Select every line holding the word "that" and copy it.

■ **MATERIAL**
○ ○ ○ ○ ○ ○ ○

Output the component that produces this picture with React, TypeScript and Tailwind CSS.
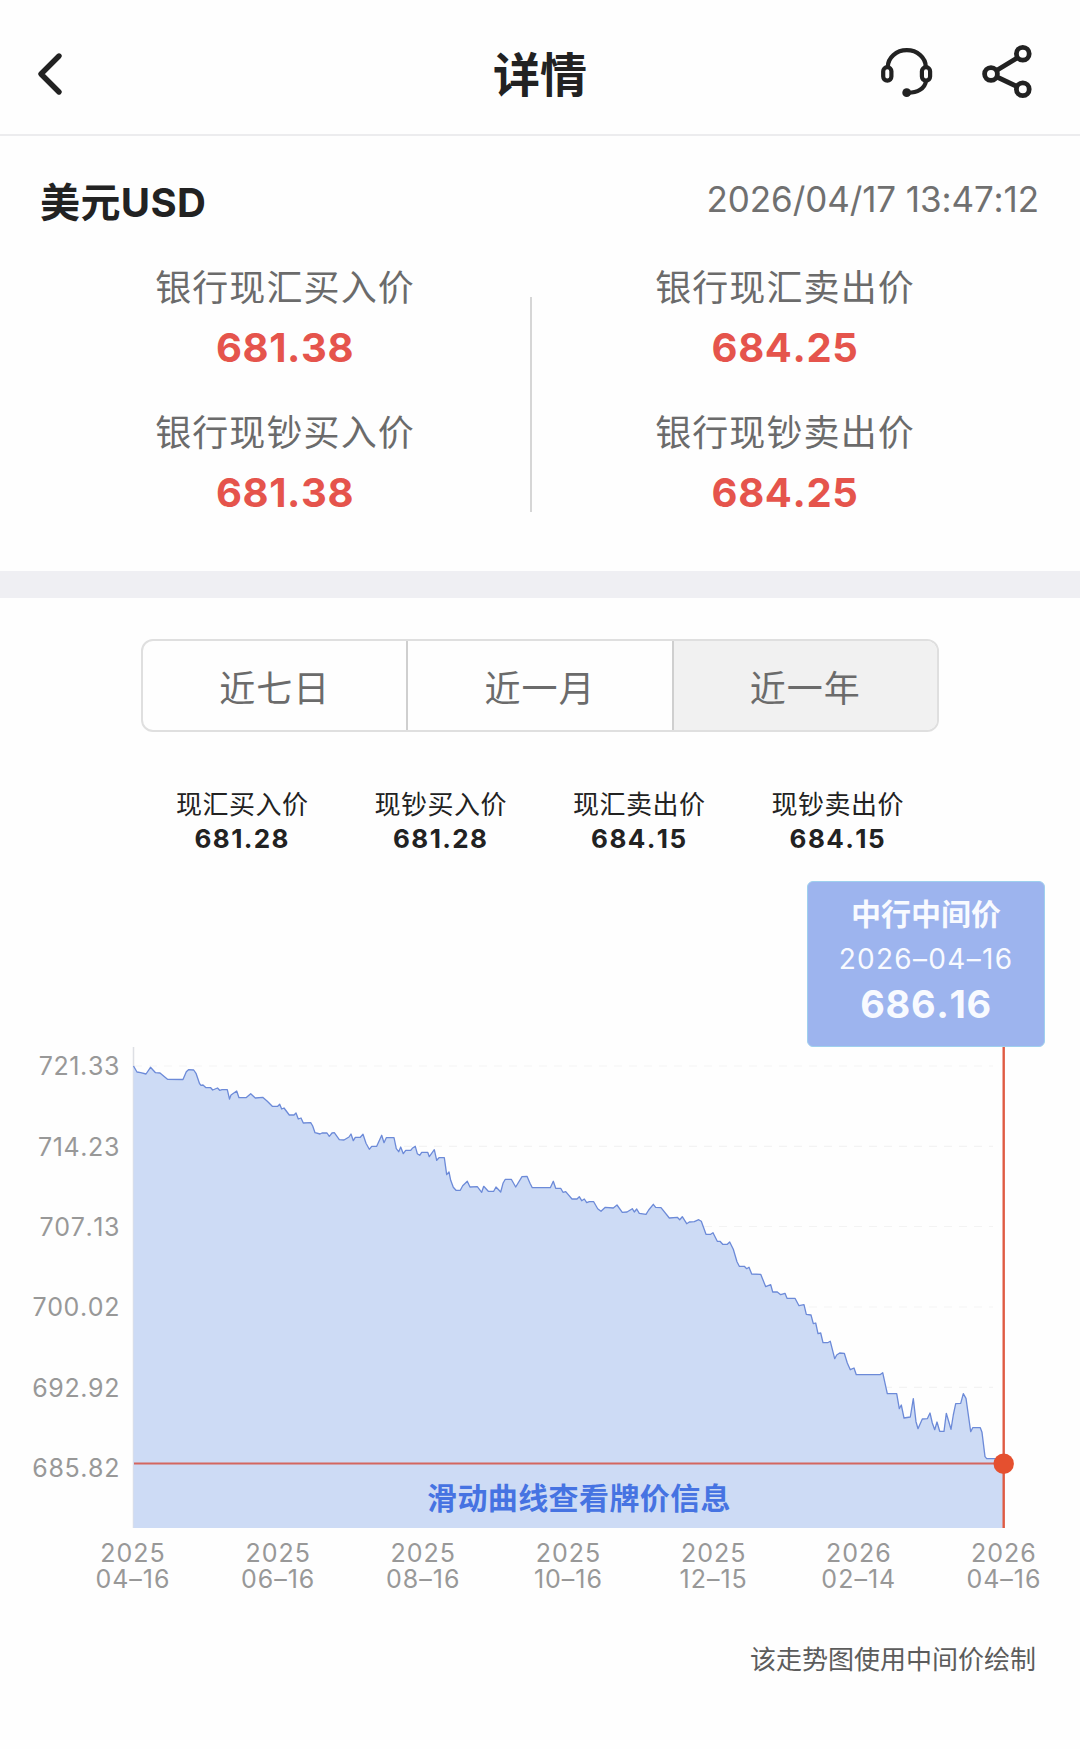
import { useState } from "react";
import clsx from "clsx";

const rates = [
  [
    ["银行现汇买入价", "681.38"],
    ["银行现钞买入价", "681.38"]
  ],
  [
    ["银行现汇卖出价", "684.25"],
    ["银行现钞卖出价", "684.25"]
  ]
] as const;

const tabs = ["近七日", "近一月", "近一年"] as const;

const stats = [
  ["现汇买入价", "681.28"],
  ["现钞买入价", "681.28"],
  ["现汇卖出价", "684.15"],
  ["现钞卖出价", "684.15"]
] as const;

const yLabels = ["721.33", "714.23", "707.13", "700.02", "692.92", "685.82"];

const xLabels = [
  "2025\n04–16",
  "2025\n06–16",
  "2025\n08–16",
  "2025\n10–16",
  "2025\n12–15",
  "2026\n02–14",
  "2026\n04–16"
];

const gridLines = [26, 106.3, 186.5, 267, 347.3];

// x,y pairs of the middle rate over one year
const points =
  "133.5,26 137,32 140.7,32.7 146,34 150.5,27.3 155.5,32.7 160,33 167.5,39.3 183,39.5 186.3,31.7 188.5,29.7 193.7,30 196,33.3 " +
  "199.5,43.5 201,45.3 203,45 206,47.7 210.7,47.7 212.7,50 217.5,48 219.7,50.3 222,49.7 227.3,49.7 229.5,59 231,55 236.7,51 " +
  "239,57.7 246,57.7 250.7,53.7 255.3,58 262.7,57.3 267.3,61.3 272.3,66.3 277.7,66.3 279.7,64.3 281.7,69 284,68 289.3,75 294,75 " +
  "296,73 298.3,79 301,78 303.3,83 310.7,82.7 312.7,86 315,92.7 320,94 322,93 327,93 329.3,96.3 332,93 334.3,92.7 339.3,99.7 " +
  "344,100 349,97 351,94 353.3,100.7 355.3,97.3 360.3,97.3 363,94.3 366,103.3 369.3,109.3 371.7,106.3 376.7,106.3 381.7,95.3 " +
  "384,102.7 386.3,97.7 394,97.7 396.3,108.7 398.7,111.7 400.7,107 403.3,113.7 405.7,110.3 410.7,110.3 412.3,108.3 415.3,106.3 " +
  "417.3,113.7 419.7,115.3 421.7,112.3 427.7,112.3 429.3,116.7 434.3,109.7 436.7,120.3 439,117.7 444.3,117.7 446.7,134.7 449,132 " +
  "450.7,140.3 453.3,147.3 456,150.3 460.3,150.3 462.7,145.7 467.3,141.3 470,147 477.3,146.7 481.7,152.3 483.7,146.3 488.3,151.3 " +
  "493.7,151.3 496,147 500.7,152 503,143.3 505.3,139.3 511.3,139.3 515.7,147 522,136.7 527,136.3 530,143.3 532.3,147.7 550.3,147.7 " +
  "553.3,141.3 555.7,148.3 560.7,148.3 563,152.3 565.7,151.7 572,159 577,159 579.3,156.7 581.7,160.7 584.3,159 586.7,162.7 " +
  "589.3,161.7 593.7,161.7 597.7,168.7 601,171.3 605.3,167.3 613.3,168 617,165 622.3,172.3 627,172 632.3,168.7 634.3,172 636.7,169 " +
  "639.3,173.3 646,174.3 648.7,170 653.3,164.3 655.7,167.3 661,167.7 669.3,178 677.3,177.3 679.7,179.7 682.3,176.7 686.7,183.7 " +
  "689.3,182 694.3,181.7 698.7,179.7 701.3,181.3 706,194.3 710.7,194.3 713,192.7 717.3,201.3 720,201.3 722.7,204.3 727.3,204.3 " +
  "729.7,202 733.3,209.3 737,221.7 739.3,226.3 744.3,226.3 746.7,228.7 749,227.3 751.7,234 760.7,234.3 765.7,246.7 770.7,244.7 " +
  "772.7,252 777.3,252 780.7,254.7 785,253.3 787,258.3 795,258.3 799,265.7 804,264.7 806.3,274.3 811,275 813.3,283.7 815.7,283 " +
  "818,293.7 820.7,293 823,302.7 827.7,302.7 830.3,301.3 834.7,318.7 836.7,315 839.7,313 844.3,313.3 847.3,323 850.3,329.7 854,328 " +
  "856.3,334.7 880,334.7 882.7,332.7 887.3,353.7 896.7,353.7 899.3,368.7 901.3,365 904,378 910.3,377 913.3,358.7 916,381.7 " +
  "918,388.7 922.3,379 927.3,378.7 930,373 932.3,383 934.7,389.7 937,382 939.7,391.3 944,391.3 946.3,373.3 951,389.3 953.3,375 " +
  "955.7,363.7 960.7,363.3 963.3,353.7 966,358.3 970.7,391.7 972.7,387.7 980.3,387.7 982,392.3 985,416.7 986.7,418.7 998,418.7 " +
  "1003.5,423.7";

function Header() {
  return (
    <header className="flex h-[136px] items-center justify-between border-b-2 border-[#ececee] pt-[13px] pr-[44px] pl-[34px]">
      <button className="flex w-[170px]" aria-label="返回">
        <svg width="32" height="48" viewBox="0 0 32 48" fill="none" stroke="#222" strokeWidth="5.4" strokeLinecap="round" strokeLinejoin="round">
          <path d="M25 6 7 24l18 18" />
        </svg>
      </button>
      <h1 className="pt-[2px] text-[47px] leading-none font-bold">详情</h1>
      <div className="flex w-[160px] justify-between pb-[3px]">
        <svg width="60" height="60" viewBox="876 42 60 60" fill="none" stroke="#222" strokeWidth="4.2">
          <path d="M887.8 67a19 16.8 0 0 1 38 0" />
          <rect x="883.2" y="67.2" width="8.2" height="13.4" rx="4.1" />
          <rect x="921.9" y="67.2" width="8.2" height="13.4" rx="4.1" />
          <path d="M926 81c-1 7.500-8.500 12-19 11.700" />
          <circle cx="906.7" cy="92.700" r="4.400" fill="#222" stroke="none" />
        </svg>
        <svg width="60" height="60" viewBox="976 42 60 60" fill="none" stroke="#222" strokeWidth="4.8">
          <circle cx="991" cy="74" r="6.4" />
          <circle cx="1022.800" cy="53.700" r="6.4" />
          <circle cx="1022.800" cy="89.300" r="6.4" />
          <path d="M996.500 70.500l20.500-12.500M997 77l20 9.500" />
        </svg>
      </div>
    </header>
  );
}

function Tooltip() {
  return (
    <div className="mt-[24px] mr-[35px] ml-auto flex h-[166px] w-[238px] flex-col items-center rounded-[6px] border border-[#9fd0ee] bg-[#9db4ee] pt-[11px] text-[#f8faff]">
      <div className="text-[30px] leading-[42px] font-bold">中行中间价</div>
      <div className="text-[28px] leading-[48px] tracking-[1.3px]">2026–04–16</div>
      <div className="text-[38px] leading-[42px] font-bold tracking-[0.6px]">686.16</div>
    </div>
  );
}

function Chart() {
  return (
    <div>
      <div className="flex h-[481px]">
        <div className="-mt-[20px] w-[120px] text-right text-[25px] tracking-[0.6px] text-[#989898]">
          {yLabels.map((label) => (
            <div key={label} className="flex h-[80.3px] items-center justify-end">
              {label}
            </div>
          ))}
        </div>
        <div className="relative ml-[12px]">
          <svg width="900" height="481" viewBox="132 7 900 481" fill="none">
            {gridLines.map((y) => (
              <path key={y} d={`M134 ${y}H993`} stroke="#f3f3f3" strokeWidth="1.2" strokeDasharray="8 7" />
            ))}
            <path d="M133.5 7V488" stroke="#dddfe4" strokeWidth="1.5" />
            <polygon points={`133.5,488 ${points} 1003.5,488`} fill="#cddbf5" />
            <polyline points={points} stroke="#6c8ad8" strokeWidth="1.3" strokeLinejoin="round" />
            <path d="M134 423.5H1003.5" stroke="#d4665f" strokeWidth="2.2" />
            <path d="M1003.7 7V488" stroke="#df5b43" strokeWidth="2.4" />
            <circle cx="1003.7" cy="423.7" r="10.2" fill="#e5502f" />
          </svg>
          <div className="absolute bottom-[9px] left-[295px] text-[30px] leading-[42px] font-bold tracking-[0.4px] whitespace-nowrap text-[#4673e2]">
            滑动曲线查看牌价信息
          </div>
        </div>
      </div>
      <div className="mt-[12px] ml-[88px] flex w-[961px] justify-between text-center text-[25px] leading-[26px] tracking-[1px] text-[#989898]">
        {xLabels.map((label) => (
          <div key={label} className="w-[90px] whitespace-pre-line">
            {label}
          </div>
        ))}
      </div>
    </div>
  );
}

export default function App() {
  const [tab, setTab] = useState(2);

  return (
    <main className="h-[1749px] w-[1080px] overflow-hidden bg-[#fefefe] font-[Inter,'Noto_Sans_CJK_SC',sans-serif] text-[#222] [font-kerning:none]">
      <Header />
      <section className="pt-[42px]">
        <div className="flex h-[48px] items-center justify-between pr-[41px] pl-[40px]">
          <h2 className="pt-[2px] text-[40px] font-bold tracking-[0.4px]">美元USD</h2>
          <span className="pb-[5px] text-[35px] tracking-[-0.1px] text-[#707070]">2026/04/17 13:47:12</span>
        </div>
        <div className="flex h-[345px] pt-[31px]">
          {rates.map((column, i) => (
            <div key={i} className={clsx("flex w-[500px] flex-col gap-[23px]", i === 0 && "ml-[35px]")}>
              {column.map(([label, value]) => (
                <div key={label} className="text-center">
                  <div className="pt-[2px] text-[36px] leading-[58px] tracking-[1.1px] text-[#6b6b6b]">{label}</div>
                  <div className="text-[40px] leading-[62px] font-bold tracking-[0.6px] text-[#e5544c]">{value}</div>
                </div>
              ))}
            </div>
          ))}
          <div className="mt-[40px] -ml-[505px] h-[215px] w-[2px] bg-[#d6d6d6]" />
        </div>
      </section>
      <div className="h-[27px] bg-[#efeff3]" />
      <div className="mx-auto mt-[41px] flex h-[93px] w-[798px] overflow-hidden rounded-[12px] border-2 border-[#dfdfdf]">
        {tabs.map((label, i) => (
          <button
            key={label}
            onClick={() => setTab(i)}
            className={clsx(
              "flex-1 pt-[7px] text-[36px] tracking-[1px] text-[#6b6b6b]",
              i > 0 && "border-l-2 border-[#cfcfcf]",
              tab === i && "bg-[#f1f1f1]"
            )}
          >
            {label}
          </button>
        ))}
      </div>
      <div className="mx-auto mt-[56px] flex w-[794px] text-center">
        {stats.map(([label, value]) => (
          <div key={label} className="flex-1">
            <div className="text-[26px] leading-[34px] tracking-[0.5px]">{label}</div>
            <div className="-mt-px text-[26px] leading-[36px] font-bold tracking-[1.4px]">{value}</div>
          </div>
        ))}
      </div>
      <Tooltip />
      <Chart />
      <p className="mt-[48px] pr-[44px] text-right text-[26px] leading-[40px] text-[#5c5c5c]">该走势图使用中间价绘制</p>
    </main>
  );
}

○ ○ ○ ○ ○ ○ ○

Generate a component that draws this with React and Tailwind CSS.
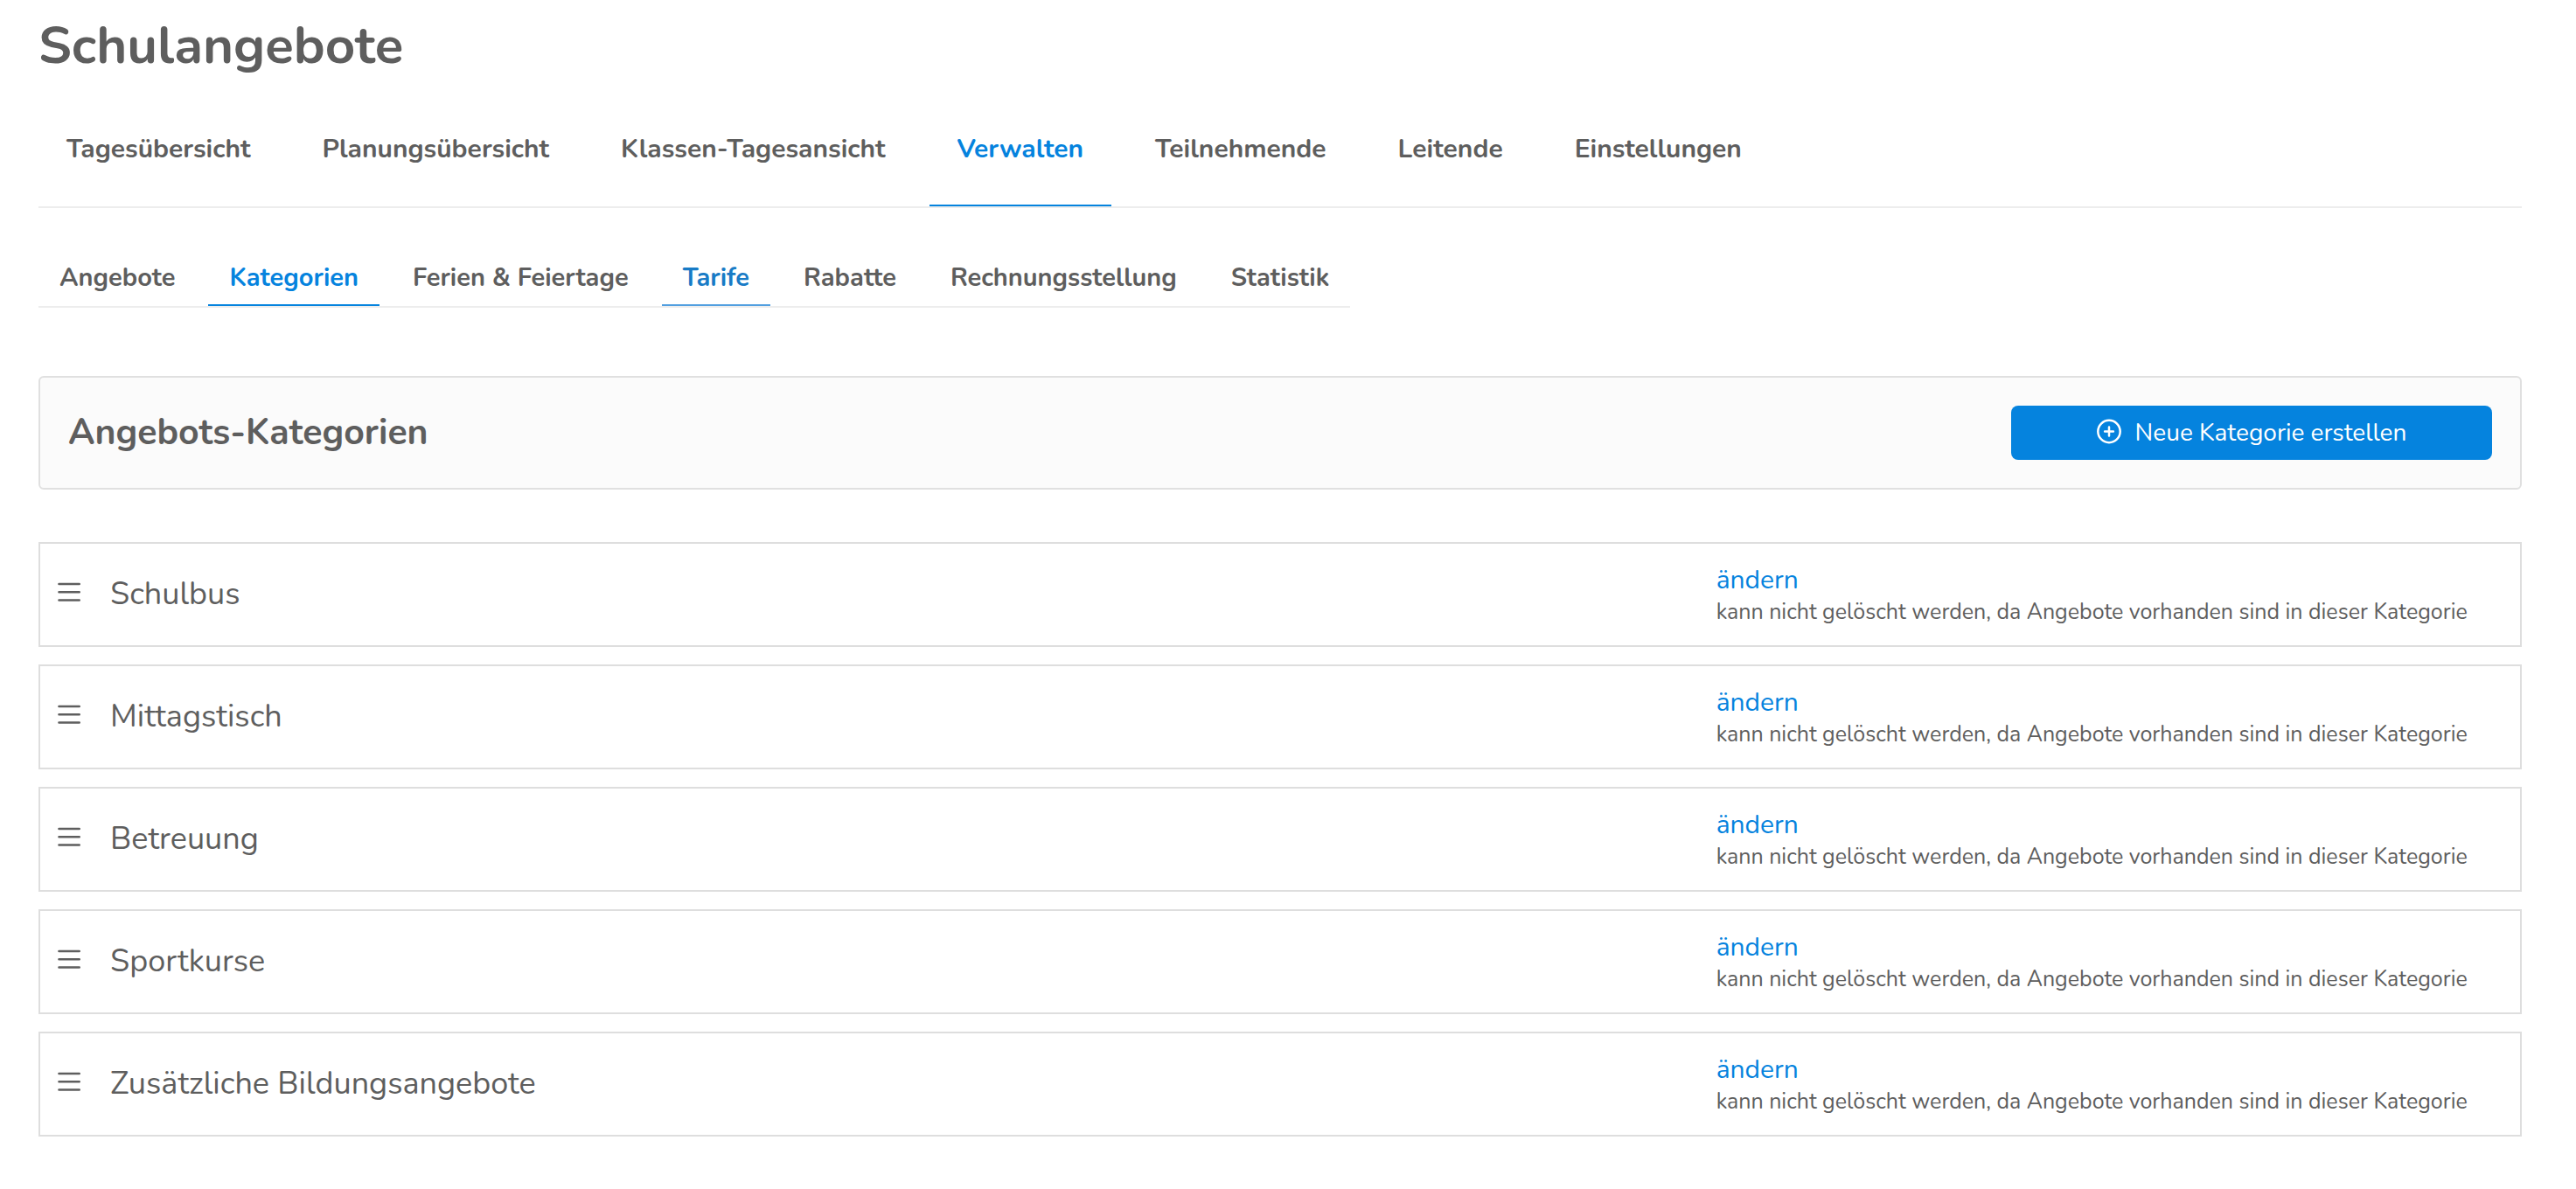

○ ○ ○ ○ ○ ○ ○

■ **WRITTEN RESPONSE**
Output the component that produces this picture with React, TypeScript and Tailwind CSS.
Generate a component that draws this with React and Tailwind CSS.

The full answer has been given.